TL;DR
In order to check how many mebibytes of quota you have used and have many have in total for the given project (my-project
in my example), do the following:
> pip3 install git+https://github.com/nailbiter/alex_python_toolbox@v4.8.0
> python3
Python 3.9.6 (default, Aug 25 2021, 16:22:38)
[GCC 8.5.0 20210514 (Red Hat 8.5.0-3)] on linux
Type "help", "copyright", "credits" or "license" for more information.
>>> from alex_python_toolbox import bigquery_quota
>>> from google.cloud import bigquery
>>> client = bigquery.Client(project="my-project") #replace with name of your project
>>> used_mib, quota_mib = alex_python_toolbox.bigquery_quota.get_quota_usage(client)
>>> (used_mib, quota_mib)
(32784, 2097152) # used and total *daily* quota in mebibytes (can be different in your case)
# the below is optional -- pretty-print
>>> from alex_python_toolbox import utils
>>> print(f"quota {utils.format_coverage(used_mib/2**10, quota_mib/2**10)} (in tib)")
quota coverage = 32.015625/2048.0 = 1.56%
Note. This assumes that you have gcloud
installed (see here).
goal
At my current workplace, we spend most of our budget on BigQuery, and hence our administrator has set some quota cost controls. For example, in the project my-project
above I cannot process more that 2Tib per day normally, above that I have to ask for a special permission.
It becomes important, therefore, to know how much quota you have used and how much you have left. Fortunately, GCP provides this info on a nice webpage (https://console.cloud.google.com/iam-admin/quotas?authuser=0&project=my-project
in my case), which looks like
this:
Now, for some reason, I would like to get this number programmatically (that is, by running some script, as opposed to having to manually open some webpage).
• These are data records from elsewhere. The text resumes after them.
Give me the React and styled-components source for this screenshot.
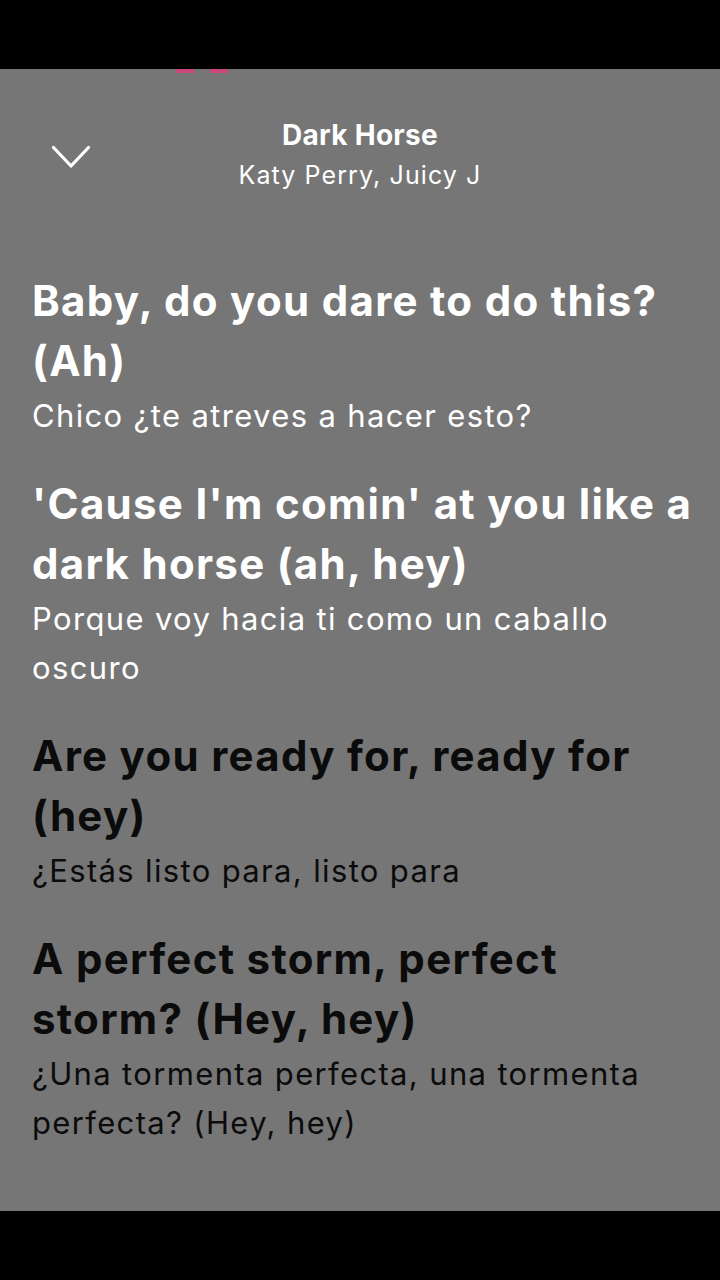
import React from "react";
import styled, { createGlobalStyle } from "styled-components";

const Global = createGlobalStyle`
  html, body { margin: 0; padding: 0; background: #000; }
  body { font-family: Inter, "Noto Sans", sans-serif; -webkit-font-smoothing: antialiased; }
`;

const Frame = styled.div`
  width: 720px;
  height: 1280px;
  display: flex;
  flex-direction: column;
  background: #000;
  overflow: hidden;
`;

const Bar = styled.div`
  height: ${(p) => p.$h}px;
  flex: none;
  background: #000;
`;

const Screen = styled.main`
  flex: 1;
  background: #767676;
  display: flex;
  flex-direction: column;
  padding: 0 32px;
  overflow: hidden;
`;

const Dots = styled.div`
  display: flex;
  gap: 16px;
  padding-left: 144px;
  height: 4px;
`;

const Dot = styled.span`
  width: 18px;
  height: 4px;
  background: #d8407a;
  opacity: 0.85;
`;

const Header = styled.header`
  display: grid;
  grid-template-columns: 1fr auto 1fr;
  align-items: center;
  padding-top: 45px;
`;

const Back = styled.button`
  justify-self: start;
  border: 0;
  background: none;
  padding: 0;
  margin-left: 19px;
  margin-top: 4px;
  display: flex;
  cursor: pointer;
`;

const Titles = styled.div`
  display: flex;
  flex-direction: column;
  align-items: center;
  gap: 6px;
`;

const Song = styled.div`
  color: #fff;
  font-weight: 700;
  font-size: 28px;
  line-height: 34px;
  letter-spacing: 0.3px;
`;

const Artist = styled.div`
  color: #fff;
  font-weight: 400;
  font-size: 25px;
  line-height: 34px;
  letter-spacing: 1.1px;
`;

const Lyrics = styled.section`
  display: flex;
  flex-direction: column;
  gap: 34px;
  margin-top: 79px;
`;

const Verse = styled.div`
  display: flex;
  flex-direction: column;
  color: ${(p) => (p.$past ? "#fff" : "#0b0b0b")};
`;

const Line = styled.span`
  display: block;
  white-space: nowrap;
  font-weight: 700;
  font-size: 42px;
  line-height: 60px;
  letter-spacing: 1.3px;
`;

const Translation = styled.span`
  display: block;
  white-space: nowrap;
  font-weight: 400;
  font-size: 31px;
  line-height: 49px;
  letter-spacing: 1.35px;
  &:first-of-type {
    margin-top: 2px;
  }
`;

const verses = [
  {
    past: true,
    lines: ["Baby, do you dare to do this?", "(Ah)"],
    tr: ["Chico ¿te atreves a hacer esto?"],
  },
  {
    past: true,
    lines: ["'Cause I'm comin' at you like a", "dark horse (ah, hey)"],
    tr: ["Porque voy hacia ti como un caballo", "oscuro"],
  },
  {
    past: false,
    lines: ["Are you ready for, ready for", "(hey)"],
    tr: ["¿Estás listo para, listo para"],
  },
  {
    past: false,
    lines: ["A perfect storm, perfect", "storm? (Hey, hey)"],
    tr: ["¿Una tormenta perfecta, una tormenta", "perfecta? (Hey, hey)"],
  },
];

export default function App() {
  return (
    <>
      <Global />
      <Frame>
        <Bar $h={69} />
        <Screen>
          <Dots>
            <Dot />
            <Dot />
          </Dots>
          <Header>
            <Back aria-label="Close">
              <svg width="40" height="24" viewBox="0 0 40 24" fill="none">
                <path d="M2.5 2.5 L20 21 L37.5 2.5" stroke="#fff" strokeWidth="3.2" strokeLinecap="round" strokeLinejoin="round" />
              </svg>
            </Back>
            <Titles>
              <Song>Dark Horse</Song>
              <Artist>Katy Perry, Juicy J</Artist>
            </Titles>
            <div />
          </Header>
          <Lyrics>
            {verses.map((v, i) => (
              <Verse key={i} $past={v.past}>
                {v.lines.map((l, j) => (
                  <Line key={j}>{l}</Line>
                ))}
                {v.tr.map((t, j) => (
                  <Translation key={j}>{t}</Translation>
                ))}
              </Verse>
            ))}
          </Lyrics>
        </Screen>
        <Bar $h={69} />
      </Frame>
    </>
  );
}
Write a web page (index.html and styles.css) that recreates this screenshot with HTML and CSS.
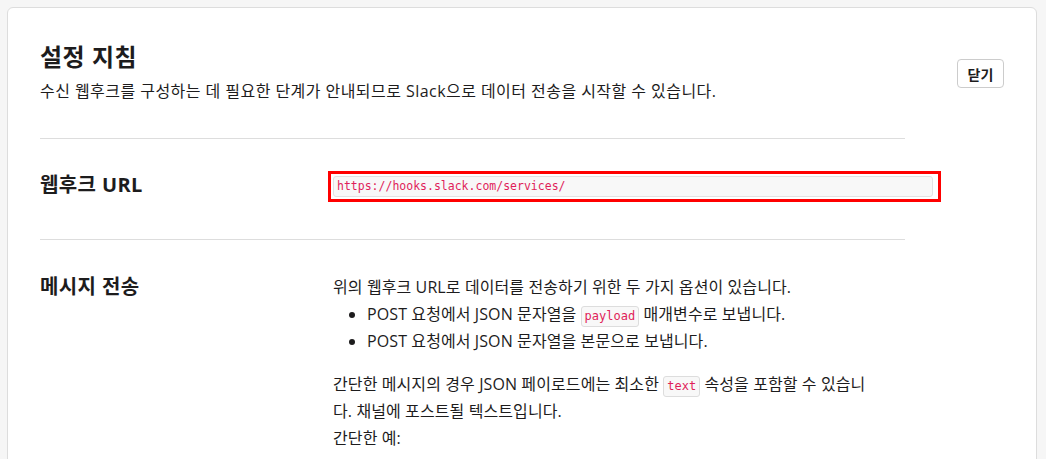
FILE: index.html
```html
<!DOCTYPE html>
<html lang="ko">
<head>
<meta charset="utf-8">
<link rel="stylesheet" href="styles.css">
</head>
<body>
<div class="card">
  <div class="header">
    <div class="header-text">
      <h1 class="title">설정 지침</h1>
      <p class="subtitle">수신 웹후크를 구성하는 데 필요한 단계가 안내되므로 Slack으로 데이터 전송을 시작할 수 있습니다.</p>
    </div>
    <button class="close-btn">닫기</button>
  </div>
  <div class="body">
    <div class="row row-url">
      <h2 class="label">웹후크 URL</h2>
      <div class="value">
        <div class="highlight">
          <div class="url-box"><span class="url">https://hooks.slack.com/services/</span></div>
        </div>
      </div>
    </div>
    <div class="row row-msg">
      <h2 class="label">메시지 전송</h2>
      <div class="value text">
        <p class="para">위의 웹후크 URL로 데이터를 전송하기 위한 두 가지 옵션이 있습니다.</p>
        <ul class="list">
          <li>POST 요청에서 JSON 문자열을 <code class="code">payload</code> 매개변수로 보냅니다.</li>
          <li>POST 요청에서 JSON 문자열을 본문으로 보냅니다.</li>
        </ul>
        <p class="para">간단한 메시지의 경우 JSON 페이로드에는 최소한 <code class="code">text</code> 속성을 포함할 수 있습니다. 채널에 포스트될 텍스트입니다.<br>간단한 예:</p>
      </div>
    </div>
  </div>
</div>
</body>
</html>
```

FILE: styles.css
```css
* { box-sizing: border-box; }
html, body { margin: 0; padding: 0; }
body {
  background: #f6f6f6;
  font-family: "Open Sans", "Noto Sans CJK KR", sans-serif;
  color: #1d1c1d;
  padding: 7px 9px 0 7px;
}
.card {
  background: #fff;
  border: 1px solid #dddddd;
  border-radius: 6px;
  padding: 33px 32px 40px 32px;
  min-height: 600px;
}
.header {
  display: flex;
  align-items: center;
  justify-content: space-between;
  padding-bottom: 36px;
}
.title {
  margin: 0;
  font-size: 24px;
  font-weight: 700;
  line-height: 31px;
  letter-spacing: 0.5px;
}
.subtitle {
  margin: 8px 0 0 0;
  font-size: 16px;
  line-height: 22px;
  letter-spacing: 0.45px;
}
.close-btn {
  font-family: inherit;
  font-size: 14px;
  font-weight: 700;
  color: #1d1c1d;
  background: #fff;
  border: 1px solid #cccccc;
  border-radius: 4px;
  width: 47px;
  height: 29px;
  padding: 0;
  margin-top: 4px;
}
.body {
  width: 865px;
}
.row {
  display: flex;
  border-top: 1px solid #dddddd;
}
.row-url { padding: 32px 0 37px; }
.row-msg { padding: 34px 0 32px; }
.label {
  margin: 0;
  width: 293px;
  flex: none;
  font-size: 20px;
  font-weight: 700;
  line-height: 26px;
  letter-spacing: 0.4px;
}
.row-url .label { padding-top: 1px; }
.value { flex: 1; }
.highlight {
  margin-left: -5px;
  width: 613px;
  border: 3px solid #ff0000;
  padding: 2px 5px 2px 2px;
}
.url-box {
  background: #f8f8f8;
  border: 1px solid #e2e2e2;
  border-radius: 3px;
  height: 21px;
  padding: 0 3px;
  font-family: "DejaVu Sans Mono", monospace;
  font-size: 11.5px;
  line-height: 19px;
  color: #e01e5a;
}
.text {
  font-size: 16px;
  line-height: 27px;
  letter-spacing: 0.1px;
  padding-right: 28px;
}
.para { margin: 0; }
.list {
  margin: 0 0 16px 0;
  padding-left: 34px;
}
.code {
  display: inline-block;
  font-family: "DejaVu Sans Mono", monospace;
  font-size: 12px;
  line-height: 15px;
  letter-spacing: 0;
  color: #e01e5a;
  background: #f8f8f8;
  border: 1px solid #dddddd;
  border-radius: 3px;
  padding: 2px 3px;
}
```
The actual reason is not so important, but it has to do with me not wanting to use VNC server in otherwise
text-console-based environment just for this one thing.
implementation
Getting this exact number turned out to be a surprisingly formidable problem, at least for me. There are several approaches one can imagine (for example, rolling out headless chrome-in-docker, having it to go to that webpage and then render it out as readable pdf),
but after trying several approaches I decided to use BigQuery Python API, which luckily has methods for listing all the jobs and their respective quota used on a per-project basis. The approach,
wrapped out in a simple functional API can be seen in the TL;DR
section above. For those curious about the source code, here it is.
further work
As mentioned above, this solution has yet much to be worked on. Most notably (in order of decreasing priority),
- in some cases, numbers on quota webpage and results of the function above do not match perfectly (as in example above);
- remove dependency on installed
gcloud
command-line